Skip to content
Editor: Colin Miller

Russ Covey Posts “Suspect Evidence and Coalmine Canaries” on SSRN

Russell D. Covey (Georgia State) has posted “Suspect Evidence and Coalmine Canaries” (American Criminal Law Review) on SSRN.

Covey

Here is the abstract:

In recent years, it has become increasingly obvious that certain types of evidence commonly used in serious criminal cases, including microscopic hair comparison, bitemark comparison, and jailhouse informants, are deeply unreliable. For those close to the system, this is not likely all that surprising. Few with even a passing understanding of forensic practice would be have been shocked to learn that bite-mark evidence, for instance, is untrustworthy. The thesis of this paper is that use of formally admissible but facially unreliable evidence is an indicator that something might be amiss in the case. This study explores the hypothesis that use of certain types of unreliable evidence – such as jailhouse informants – acts as evidentiary “canaries in the coalmine,” indicating overly aggressive and potentially improper police and prosecutorial conduct.

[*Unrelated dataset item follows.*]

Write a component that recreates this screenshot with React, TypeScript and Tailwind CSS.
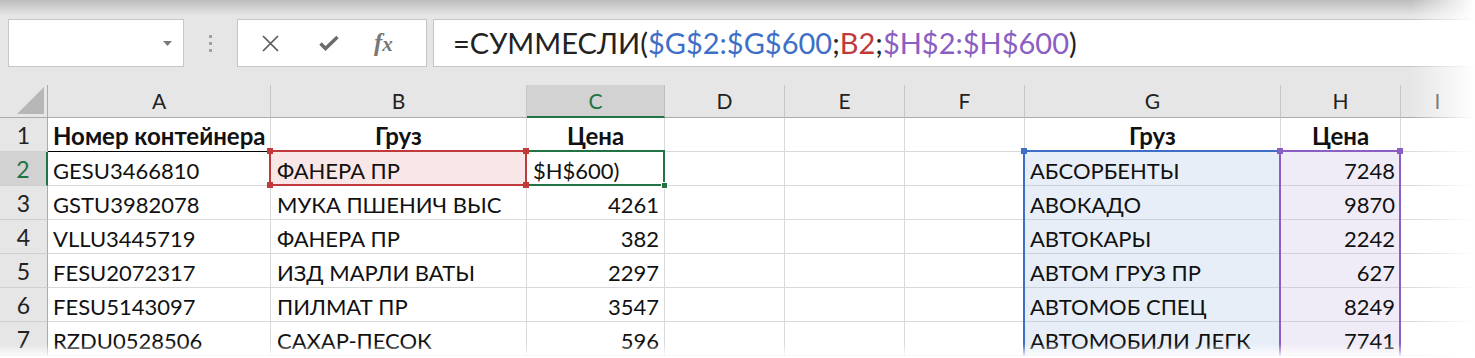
import React from 'react'

const W = ['w-[48px]', 'w-[223px]', 'w-[256px]', 'w-[138px]', 'w-[120px]', 'w-[120px]', 'w-[120px]', 'w-[256px]', 'w-[120px]', 'flex-1']
const LETTERS = ['', 'A', 'B', 'C', 'D', 'E', 'F', 'G', 'H', 'I']

const RED = '#c0393b'
const GREEN = '#217346'
const BLUE = '#3e6fc6'
const PURPLE = '#8a5ec2'

type Row = [string, string, string | number, string, number]

const rows: Row[] = [
  ['GESU3466810', 'ФАНЕРА ПР', '$H$600)', 'АБСОРБЕНТЫ', 7248],
  ['GSTU3982078', 'МУКА ПШЕНИЧ ВЫС', 4261, 'АВОКАДО', 9870],
  ['VLLU3445719', 'ФАНЕРА ПР', 382, 'АВТОКАРЫ', 2242],
  ['FESU2072317', 'ИЗД МАРЛИ ВАТЫ', 2297, 'АВТОМ ГРУЗ ПР', 627],
  ['FESU5143097', 'ПИЛМАТ ПР', 3547, 'АВТОМОБ СПЕЦ', 8249],
  ['RZDU0528506', 'САХАР-ПЕСОК', 596, 'АВТОМОБИЛИ ЛЕГК', 7741],
]

function Handle({ pos, color }: { pos: string; color: string }) {
  return <span className={`absolute h-[6px] w-[6px] ${pos}`} style={{ background: color }} />
}

function Toolbar() {
  return (
    <div className="flex h-[85px] items-start bg-[#e6e6e6] pl-[8px] pt-[19px]">
      <div className="flex h-[48px] w-[176px] items-center justify-end border border-[#c6c6c6] bg-white pr-[11px]">
        <svg width="9" height="5" viewBox="0 0 9 5">
          <path d="M0 0h9L4.5 5z" fill="#7a7a7a" />
        </svg>
      </div>
      <div className="flex h-[48px] w-[53px] flex-col items-center justify-center gap-[4px]">
        <span className="h-[3px] w-[3px] bg-[#a0a0a0]" />
        <span className="h-[3px] w-[3px] bg-[#a0a0a0]" />
        <span className="h-[3px] w-[3px] bg-[#a0a0a0]" />
      </div>
      <div className="flex h-[48px] w-[190px] items-center border border-[#c6c6c6] bg-white">
        <svg className="ml-[23px]" width="19" height="19" viewBox="0 0 19 19">
          <path d="M2 2l15 15M17 2L2 17" stroke="#5a5a5a" strokeWidth="1.7" />
        </svg>
        <svg className="ml-[39px]" width="20" height="16" viewBox="0 0 20 16">
          <path d="M1.5 8.5l5 5L18.5 2" stroke="#6a6a6a" strokeWidth="3.4" fill="none" />
        </svg>
        <span className="ml-[35px] pb-[2px] font-['Liberation_Serif',serif] text-[25px] font-bold italic leading-none text-[#777]">
          f<span className="text-[21px]">x</span>
        </span>
      </div>
      <div className="ml-[6px] flex h-[48px] flex-1 items-center border border-r-0 border-[#c6c6c6] bg-white pl-[19px] text-[29px] text-[#222]">
        <span>=СУММЕСЛИ(</span>
        <span style={{ color: BLUE }}>$G$2:$G$600</span>
        <span>;</span>
        <span style={{ color: RED }}>B2</span>
        <span>;</span>
        <span style={{ color: PURPLE }}>$H$2:$H$600</span>
        <span>)</span>
      </div>
    </div>
  )
}

function HeaderRow() {
  return (
    <div className="flex h-[33px] bg-[#e6e6e6]">
      {LETTERS.map((l, i) => {
        if (i === 0)
          return (
            <div key={i} className={`${W[i]} relative border-r border-b border-[#ababab]`}>
              <svg className="absolute bottom-[3px] right-[3px]" width="27" height="27" viewBox="0 0 27 27">
                <path d="M27 0V27H0z" fill="#b7b7b7" />
              </svg>
            </div>
          )
        const sel = l === 'C'
        return (
          <div
            key={i}
            className={`${W[i]} flex items-center justify-center border-r text-[21px] ${
              sel
                ? 'border-b-2 border-r-[#bdbdbd] border-b-[#217346] bg-[#d2d2d2] text-[#217346]'
                : 'border-b border-r-[#c6c6c6] border-b-[#ababab] text-[#222]'
            }`}
          >
            {l}
          </div>
        )
      })}
    </div>
  )
}

function RowHead({ n }: { n: number }) {
  const sel = n === 2
  return (
    <div
      className={`${W[0]} flex items-center justify-center border-b border-b-[#d0d0d0] pt-[2px] text-[23px] ${
        sel ? 'border-r-2 border-r-[#217346] bg-[#d2d2d2] text-[#217346]' : 'border-r border-r-[#ababab] bg-[#e6e6e6] text-[#222]'
      }`}
    >
      {n}
    </div>
  )
}

function Cell({
  i,
  children,
  className = '',
  right = false,
}: {
  i: number
  children?: React.ReactNode
  className?: string
  right?: boolean
}) {
  return (
    <div
      className={`${W[i]} relative flex items-center whitespace-nowrap border-r border-b border-[#d9d9d9] px-[5px] pt-[3px] text-[22px] ${
        right ? 'justify-end' : ''
      } ${className}`}
    >
      {children}
    </div>
  )
}

function TitleRow() {
  return (
    <div className="flex h-[34px] bg-white">
      <RowHead n={1} />
      <Cell i={1} className="border-b-black text-[24px] font-bold">Номер контейнера</Cell>
      <Cell i={2} className="justify-center border-b-black text-[24px] font-bold">Груз</Cell>
      <Cell i={3} className="justify-center border-b-black text-[24px] font-bold">Цена</Cell>
      <Cell i={4} />
      <Cell i={5} />
      <Cell i={6} />
      <Cell i={7} className="justify-center text-[24px] font-bold">Груз</Cell>
      <Cell i={8} className="justify-center text-[24px] font-bold">Цена</Cell>
      <Cell i={9} />
    </div>
  )
}

function DataRow({ r, idx }: { r: Row; idx: number }) {
  const first = idx === 0
  return (
    <div className="flex h-[34px] bg-white">
      <RowHead n={idx + 2} />
      <Cell i={1}>{r[0]}</Cell>
      <Cell i={2} className={first ? 'bg-[#f9e7e7] pl-[6px]' : 'pl-[6px]'}>
        {r[1]}
        {first && (
          <span className="absolute -top-[2px] -left-[2px] -right-px -bottom-px z-20 border-2" style={{ borderColor: RED }}>
            <Handle pos="-top-[4px] -left-[4px]" color={RED} />
            <Handle pos="-top-[4px] -right-[4px]" color={RED} />
            <Handle pos="-bottom-[4px] -left-[4px]" color={RED} />
            <Handle pos="-bottom-[4px] -right-[4px]" color={RED} />
          </span>
        )}
      </Cell>
      <Cell i={3} right={!first} className={first ? 'pl-[6px]' : ''}>
        {r[2]}
        {first && (
          <span className="absolute -top-[2px] -left-[2px] -right-px -bottom-px z-10 border-2" style={{ borderColor: GREEN }}>
            <span className="absolute -bottom-[5px] -right-[5px] h-[7px] w-[7px] border border-white" style={{ background: GREEN }} />
          </span>
        )}
      </Cell>
      <Cell i={4} />
      <Cell i={5} />
      <Cell i={6} />
      <Cell i={7} className="bg-[#e8eef8] border-b-[#cdd2da]">
        {r[3]}
        <span
          className={`absolute -left-[2px] -right-px bottom-[-1px] z-10 border-x-2 ${first ? '-top-[2px] border-t-2' : 'top-0'}`}
          style={{ borderColor: BLUE }}
        >
          {first && <Handle pos="-top-[4px] -left-[4px]" color={BLUE} />}
        </span>
      </Cell>
      <Cell i={8} right className="bg-[#f0ecf7] border-b-[#d2cfd9]">
        {r[4]}
        <span
          className={`absolute -left-[2px] -right-px bottom-[-1px] z-10 border-x-2 ${first ? '-top-[2px] border-t-2' : 'top-0'}`}
          style={{ borderColor: PURPLE }}
        >
          {first && <Handle pos="-top-[4px] -left-[4px]" color={PURPLE} />}
          {first && <Handle pos="-top-[4px] -right-[4px]" color={PURPLE} />}
        </span>
      </Cell>
      <Cell i={9} />
    </div>
  )
}

export default function App() {
  return (
    <div className="relative h-[358px] w-[1475px] overflow-hidden bg-white font-['Lato',sans-serif] text-[#111]">
      <Toolbar />
      <HeaderRow />
      <TitleRow />
      {rows.map((r, idx) => (
        <DataRow key={idx} r={r} idx={idx} />
      ))}
      <div className="pointer-events-none absolute inset-x-0 top-0 z-30 h-[16px] bg-linear-to-b from-[#bdbdbd] to-transparent" />
      <div className="pointer-events-none absolute inset-x-0 bottom-0 z-30 h-[14px] bg-linear-to-b from-transparent to-white" />
      <div className="pointer-events-none absolute inset-y-0 right-0 z-40 w-[64px] bg-linear-to-r from-transparent to-white" />
    </div>
  )
}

To test this hypothesis, the study uses data drawn from the National Registry of Exonerations database and from published cases available in online databases to examine correlations between various factors associated with wrongful convictions and indications of official misconduct. The results demonstrated a strong inverse correlation between the reliability of evidence used to obtain a conviction and the likelihood of official misconduct. Misconduct claims were far more likely to occur where prosecutors relied at trial on evidence that they knew or had reason to suspect was unreliable. In contrast, in cases where the inculpatory evidence had a relatively high degree of apparent reliability, misconduct claims or findings occurred with correspondingly less frequency. Specifically, the study identifies three types of suspect evidence: jailhouse informants, microscopic hair comparison, and bitemark comparison as strong potential indicators of official misconduct.

The results of this study should provide researchers searching for clues regarding the causes of wrongful convictions, and innocence lawyers seeking to identify plausible wrongful conviction cases, with an important new tool to help allocate scarce investigatory resources.